La vie collective à Constantia Valley est ponctuée de visites touristiques, de ventes aux enchères et une fête du vin annuelle qui rassemble plusieurs milliers de participants.
Ambiance club à l’Anglaise.
Allez, je le dis, la vallée m’a complètement séduit.
Météo toujours au beau fixe, paysage fleuri d’une grande beauté, arbres centenaires, vignes au cordeau, majestueux bâtiments et manoirs admirablement entretenus, propriétés privées huppées, restaurants raffinés- mais où étaient les cars de touristes ?
Nous avions rendez-vous avec Hans Astrom, un suédois d’immense culture, directeur du domaine de Klein Constantia, qui nous avait convié à rejoindre la visite dédiée aux étudiants du Master of Wine Management de l’OIV. Un plaisir de se retrouver avec un groupe d’étudiants multiculturels accompagné de leur directeur Nicolas Goldschmidt, qui font un tour du monde des vignobles pendant 18 mois pour acquérir une vision globale du monde viti-vinicole.
Tiens, n’est-ce pas un peu notre ambition à Génération Vignerons ? On apprend que les 70 ha du vignoble de Klein Constantia, le plus haut de la vallée, est à la croisée de l’influence des deux océans- petite parenthèse, n’oubliez pas d’aller au Cap de Bonne Espérance pour voir réellement la jonction des deux océans – du vent, de la salinité pour l’Atlantique, de la douceur pour l’océan indien. Il est évident qu’un tel terroir donne de la typicité aux vignes et aux vins, une typicité unique au monde ; en marketing du vin, ça vaut de l’or. Les propriétaires du domaine Klein Constantia l’ont bien compris.

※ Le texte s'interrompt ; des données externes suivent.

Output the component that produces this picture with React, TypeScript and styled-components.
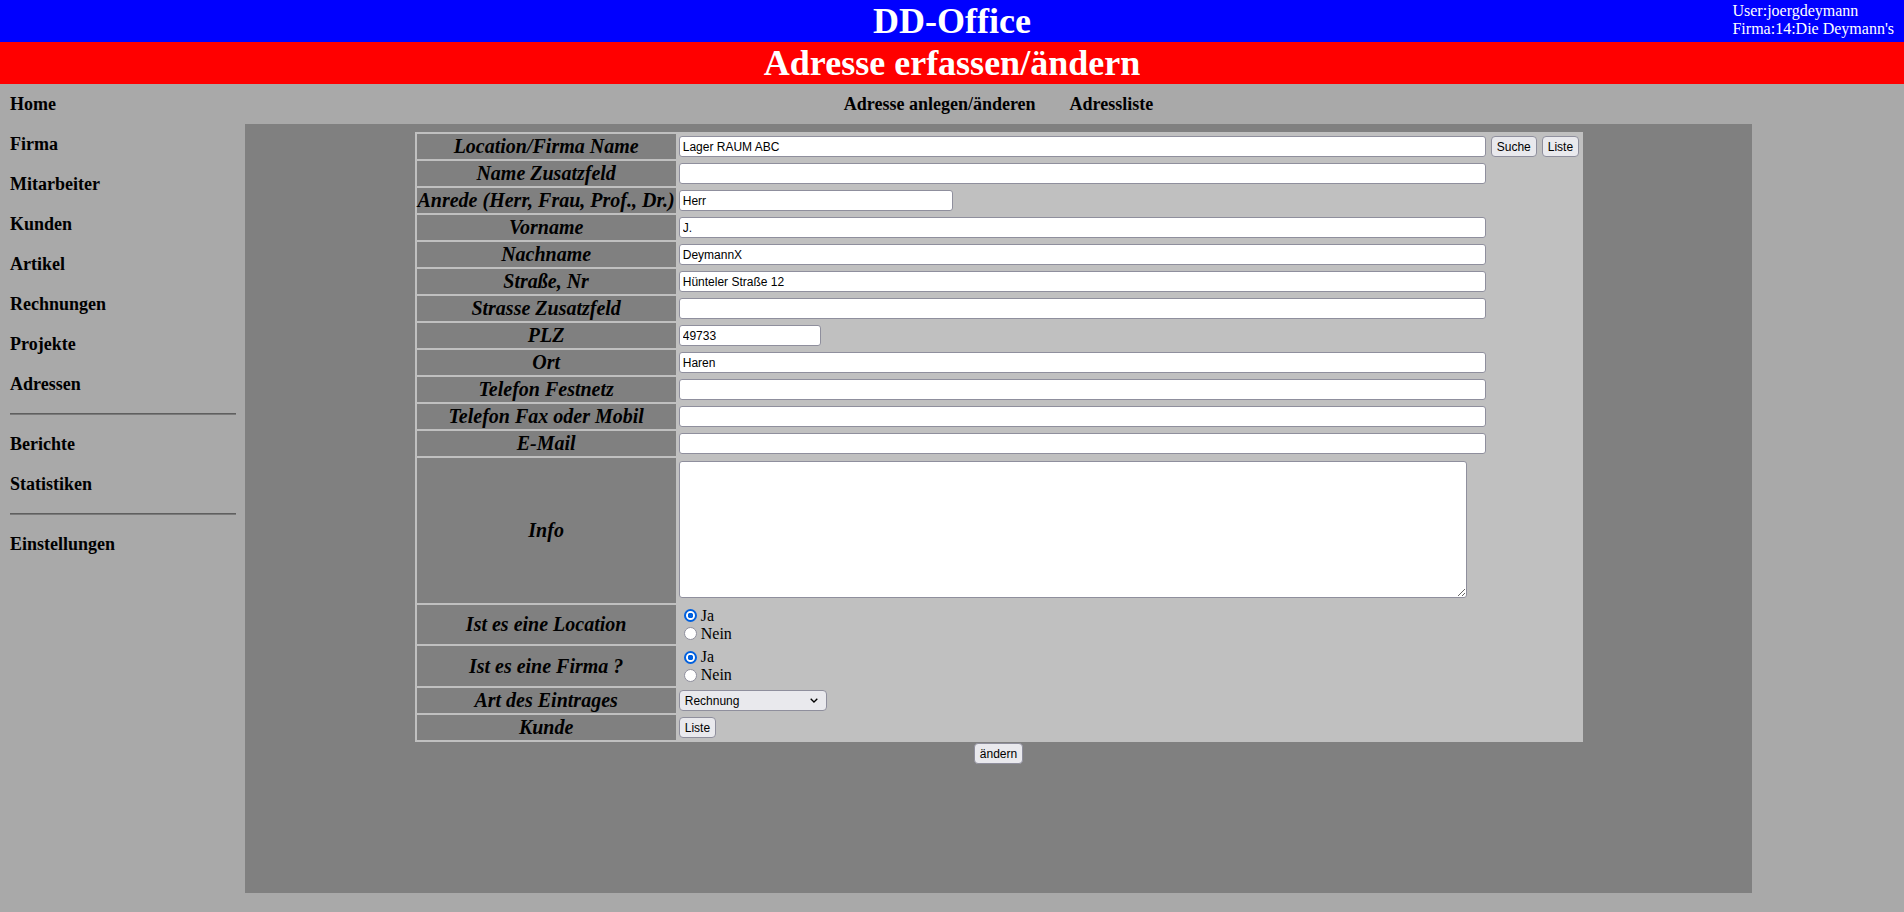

Ici, rien n’est trop beau,
tout est neuf, de la cuverie à la salle de dégustation, et on replante sans cesse les vignes ; tiens, y aurait-il de la casse à la croisée des deux océans ? Notre fierté est cette parcelle de 14 ha, replantée en muscat ; avec des raisins récoltés en passerillage, nous voulons renouer avec la tradition séculaire du Vin de Constance nous indique Hans en précisant que le domaine emploie 115 travailleurs à plein temps, ce qui lui permet de récolter ses raisins de muscat, grappe par grappe sur 3 mois. Quel luxe !
Mes amis de l’AOC Quarts de Chaume qui peinent à recruter un ouvrier agricole apprécieraient surement de pouvoir disposer d’une telle main d’œuvre.

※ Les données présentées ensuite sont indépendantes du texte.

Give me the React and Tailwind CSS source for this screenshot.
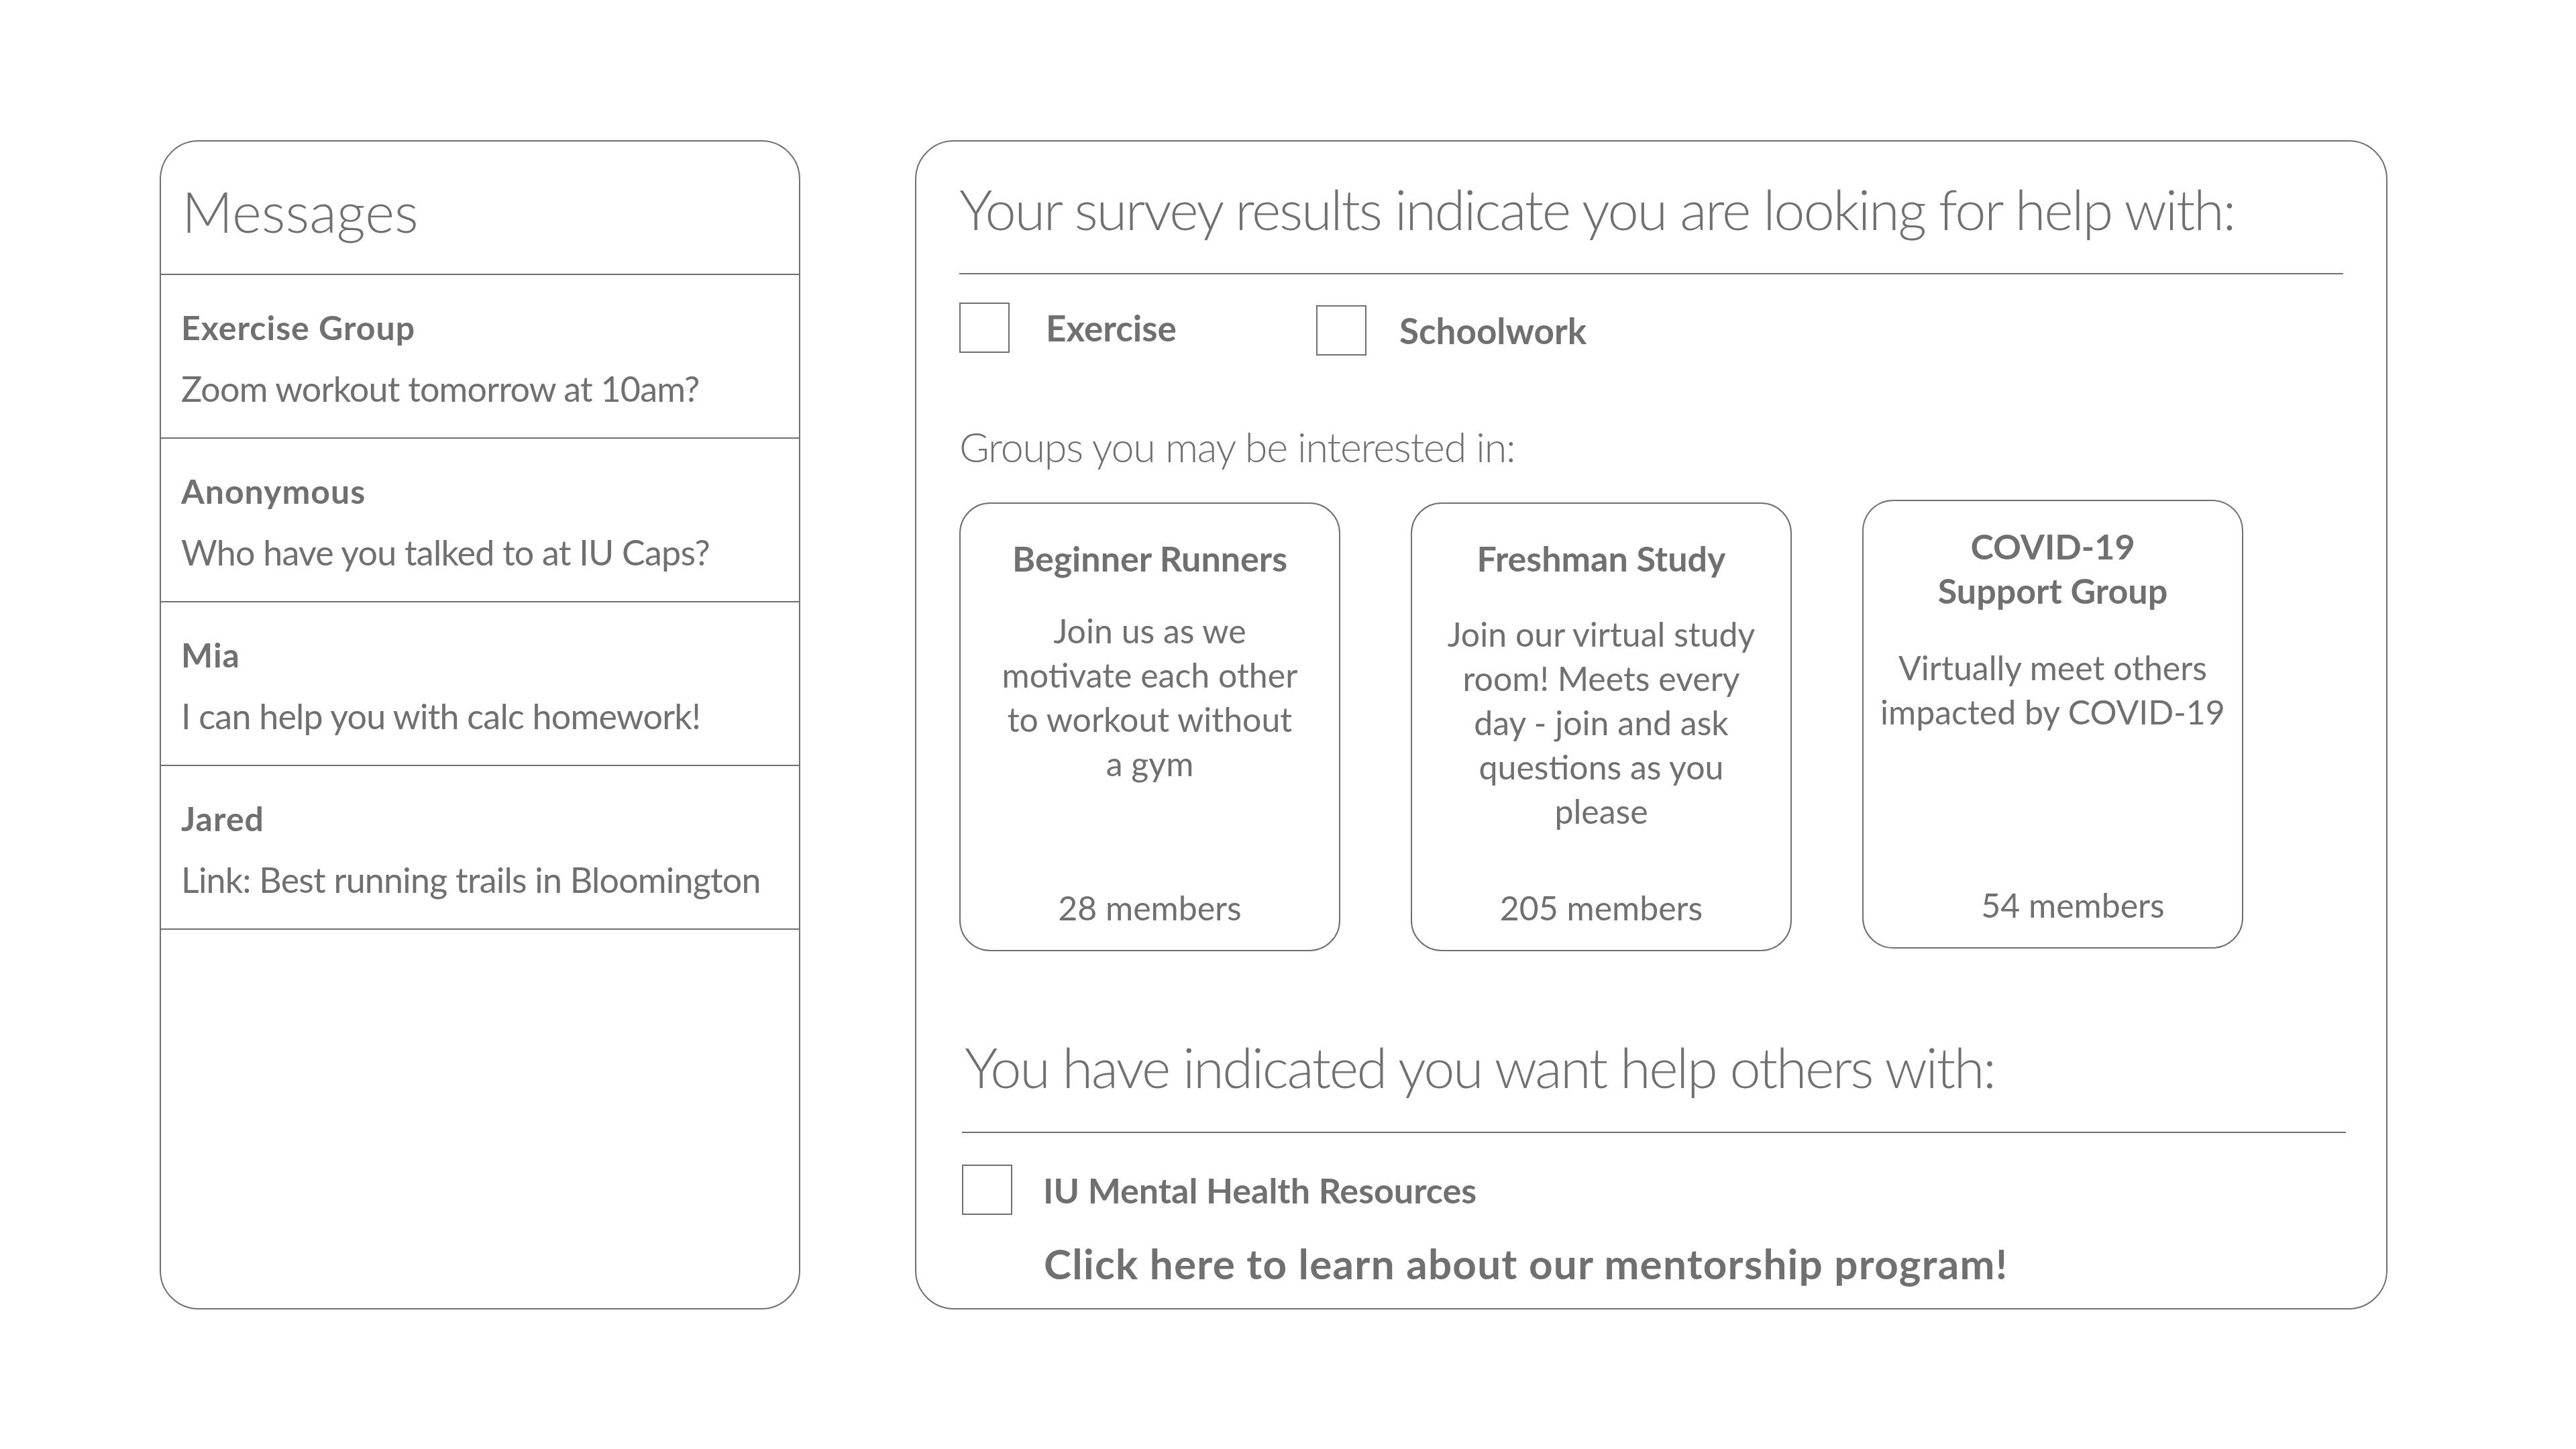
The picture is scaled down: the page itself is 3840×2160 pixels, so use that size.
export default function App() {
  return (
    <div className="min-h-screen w-full bg-white font-['Lato','Open_Sans',sans-serif] text-[#707070]">
      <div className="flex items-start pt-[209px] pl-[238px] gap-[171px]">
        <LeftPanel />
        <RightPanel />
      </div>
    </div>
  );
}

const messages = [
  { name: "Exercise Group", text: "Zoom workout tomorrow at 10am?" },
  { name: "Anonymous", text: "Who have you talked to at IU Caps?" },
  { name: "Mia", text: "I can help you with calc homework!" },
  { name: "Jared", text: "Link: Best running trails in Bloomington" },
];

function LeftPanel() {
  return (
    <div className="w-[955px] h-[1743px] border-2 border-[#707070] rounded-[58px] flex flex-col overflow-hidden">
      <div className="h-[199px] shrink-0 border-b-2 border-[#707070] pl-[31px] pt-[62px]">
        <div className="text-[84px] font-light leading-none">Messages</div>
      </div>
      {messages.map((m) => (
        <div key={m.name} className="h-[244px] shrink-0 border-b-2 border-[#707070] pl-[30px] pt-[53px]">
          <div className="text-[50px] font-bold leading-none tracking-[0.02em] whitespace-nowrap">{m.name}</div>
          <div className="mt-[40px] text-[52px] leading-none tracking-[-0.015em] whitespace-nowrap">{m.text}</div>
        </div>
      ))}
    </div>
  );
}

function Box() {
  return <div className="w-[75px] h-[75px] shrink-0 border-2 border-[#707070]" />;
}

function Card({ title, lines, members, top = "pt-[48px]", descGap = "mt-[45px]", membersShift = "" }) {
  return (
    <div className={"w-[568px] h-[669px] shrink-0 border-2 border-[#707070] rounded-[46px] flex flex-col items-center text-center pb-[30px] " + top}>
      <div className="text-[52px] font-bold leading-[66px] whitespace-nowrap">
        {title.map((t) => (
          <div key={t}>{t}</div>
        ))}
      </div>
      <div className={"text-[50px] font-normal leading-[66px] whitespace-nowrap " + descGap}>
        {lines.map((l) => (
          <div key={l}>{l}</div>
        ))}
      </div>
      <div className={"mt-auto text-[50px] leading-[66px] whitespace-nowrap " + membersShift}>{members}</div>
    </div>
  );
}

function RightPanel() {
  return (
    <div className="w-[2195px] h-[1743px] border-2 border-[#707070] rounded-[58px] px-[64px] flex flex-col">
      <div className="pt-[59px] pb-[54px] border-b-2 border-[#707070]">
        <div className="text-[83px] font-light leading-none tracking-[-0.027em] whitespace-nowrap">
          Your survey results indicate you are looking for help with:
        </div>
      </div>

      <div className="mt-[42px] flex items-start">
        <div className="w-[532px] flex items-center gap-[54px]">
          <Box />
          <span className="text-[53px] font-bold leading-none">Exercise</span>
        </div>
        <div className="mt-[4px] flex items-center gap-[49px]">
          <Box />
          <span className="text-[53px] font-bold leading-none">Schoolwork</span>
        </div>
      </div>

      <div className="mt-[105px] text-[61px] font-light leading-none tracking-[-0.02em] whitespace-nowrap">
        Groups you may be interested in:
      </div>

      <div className="mt-[49px] flex items-start gap-[105px]">
        <div className="mt-[4px]">
          <Card
            title={["Beginner Runners"]}
            lines={["Join us as we", "motivate each other", "to workout without", "a gym"]}
            members="28 members"
            descGap="mt-[42px]"
          />
        </div>
        <div className="mt-[4px]">
          <Card
            title={["Freshman Study"]}
            lines={["Join our virtual study", "room! Meets every", "day - join and ask", "questions as you", "please"]}
            members="205 members"
            descGap="mt-[47px]"
          />
        </div>
        <Card
          title={["COVID-19", "Support Group"]}
          lines={["Virtually meet others", "impacted by COVID-19"]}
          members="54 members"
          top="pt-[34px]"
          descGap="mt-[49px]"
          membersShift="ml-[60px]"
        />
      </div>

      <div className="mt-[131px] ml-[4px] -mr-[4px] pb-[55px] border-b-2 border-[#707070]">
        <div className="pl-[4px] text-[83px] font-light leading-none tracking-[-0.029em] whitespace-nowrap">
          You have indicated you want help others with:
        </div>
      </div>

      <div className="mt-[47px] ml-[4px] flex items-center gap-[46px]">
        <Box />
        <span className="text-[52px] font-bold leading-none whitespace-nowrap">IU Mental Health Resources</span>
      </div>

      <div className="mt-[41px] pl-[126px] text-[62px] font-bold leading-none tracking-[0.02em] whitespace-nowrap">
        Click here to learn about our mentorship program!
      </div>
    </div>
  );
}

La dégustation a mis en avant le joli Metis, 100% sauvignon blanc conseillé par le sancerrois Pascal Jolivet- métissage culturel France –Afrique du Sud ? Crisp in mouth, je ne sais pas traduire ce mélange d’acidité, de fraîcheur, de consistance. Notre groupe bien studieux a eu droit à sa récompense, soit la dégustation de quelques gouttes du divin nectar- le liquoreux Vin De Constance 2013. Après 4 ans de vieillissement cuve et barrique de chêne français, il est proposé en élégante bouteille de 50cl vendue quand même 70€ à la propriété. Le nez est puissamment aromatique, kumquat, orange sanguine, ananas mais je trouve la bouche un peu lourde de sucre. Regards croisés avec Denis, petite grimace, où est la fraîcheur ?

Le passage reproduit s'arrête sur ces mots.